Their ages: 94 and 84. They have been friends, Sunday school members, and sisters in the faith for years. And now they were saying goodbye.
I stood aside with my children close and watched as these two dear women embraced. It was a happy day–a going away lunch as one sweet widow packed up her long life to move in with her daughter in another state. Yet, as they bent their white-topped heads together in a final hug, I could feel an urgency here that isn’t necessarily present when younger friends part ways. At their ages, these women seemed to have a sense that they may never see each other again on this side of eternity.
Through tears, the younger of the two smiled: “We’ll meet again in Heaven.” They squeezed each others’ hands knowingly.
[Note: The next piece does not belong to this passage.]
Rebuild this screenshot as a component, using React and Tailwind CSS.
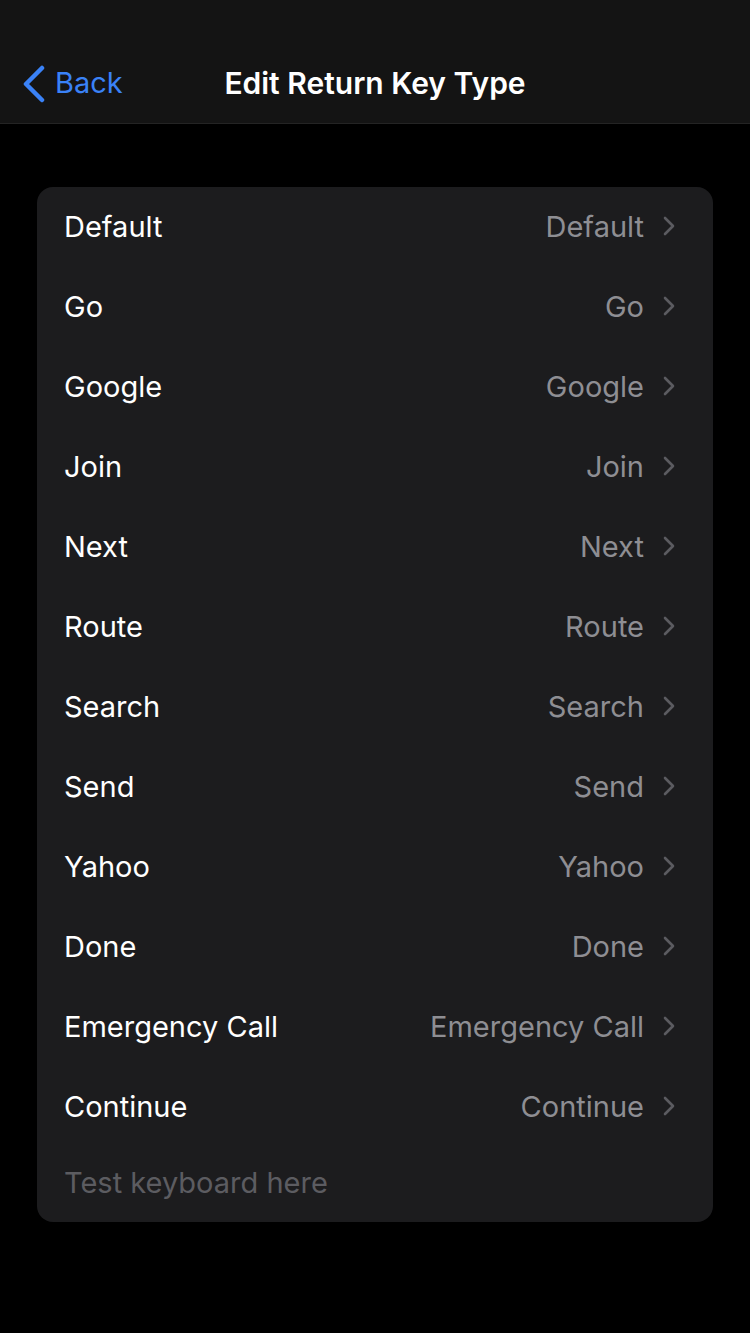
import React from "react";

const options = [
  "Default", "Go", "Google", "Join", "Next", "Route",
  "Search", "Send", "Yahoo", "Done", "Emergency Call", "Continue",
];

// ── Row ───────────────────────────────────────────────────────────────────────
const Row = ({ label }) => (
  <div className="flex items-center justify-between h-[80px] pl-[27px] pr-[38px] pb-[2px]">
    <span className="text-white">{label}</span>
    <div className="flex items-center gap-[19px]">
      <span className="text-[#8e8e93]">{label}</span>
      <svg width="12" height="20" viewBox="0 0 12 20" fill="none">
        <path d="M2 2l8 8-8 8" stroke="#5b5b60" strokeWidth="2.6" strokeLinecap="round" strokeLinejoin="round" />
      </svg>
    </div>
  </div>
);

export default function App() {
  return (
    <div
      className="w-[750px] h-[1333px] bg-black text-[29px] leading-none"
      style={{ fontFamily: "Inter, 'Noto Sans', sans-serif" }}
    >
      <header className="relative h-[124px] bg-[#141414] border-b border-[#242424] flex items-center justify-center pt-[42px]">
        <div className="absolute left-[22px] top-[65px] flex items-center gap-[9px] text-[#3a82f7]">
          <svg width="24" height="38" viewBox="0 0 24 38" fill="none">
            <path d="M20 3L4 19l16 16" stroke="#3a82f7" strokeWidth="4.5" strokeLinecap="round" strokeLinejoin="round" />
          </svg>
          <span className="text-[29px] pb-[4px]">Back</span>
        </div>
        <h1 className="text-white text-[30px] font-semibold">Edit Return Key Type</h1>
      </header>

      <div className="px-[37px] pt-[63px]">
        <div className="bg-[#1c1c1e] rounded-[16px] overflow-hidden">
          {options.map((o) => <Row key={o} label={o} />)}
          <div className="h-[75px] pl-[27px] flex items-center">
            <span className="text-[#5c5c61] pb-[5px]">Test keyboard here</span>
          </div>
        </div>
      </div>
    </div>
  );
}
Once a week I visit this precious Heaven-dreamer. Eternity feels so near to her that she can spend most of our time together describing to me in detail what it may be like. She devotes hours of her day to dwelling on her eternal future, almost as if she can reach out and touch it.
For her, Heaven is a near reality. It is close, and she is looking forward to experiencing it at last. She lives a full life and serves the Lord in all kinds of ways. But one blessing of old age is her growing connection to the future that she knows is coming. It is the essence of hope, this sure belief in a painless world of sweet reunions and Christ in His full glory. It is what can bring a genuine smile to an aged face. And it is a motivator to run this race well, even through the pains of all kinds, and finish strong. Perhaps there is no greater hope in the Christian faith than the hope of one who recognizes that she is running her final miles toward glory.
The two friends stepped back with smiles and began to gather up their belongings. It was time to go home. I glanced at Chad across the room and saw that his eyes, too, were filled with tears. Goodbyes that are backed by the promise of Heaven are beautiful. Our eyes met for a second and through our tears we smiled a little ruefully. Goodbyes are inevitable. One day even we will part ways, one remaining to finish the race while the other moves into a glorious forever.
The lunch was over. The goodbyes were done. We washed dishes and wiped tables and gathered up our children like one grabs for seashells in the surf. Heaven usually seems like a distant future, but in this moment, standing in the church fellowship hall on an August Sunday, somehow it seemed a little closer. A little clearer. The hope of it. The confidence in whatever God has in store. Maybe this is the beginning of living with true joy, remembering that Heaven is a nearer reality than we think.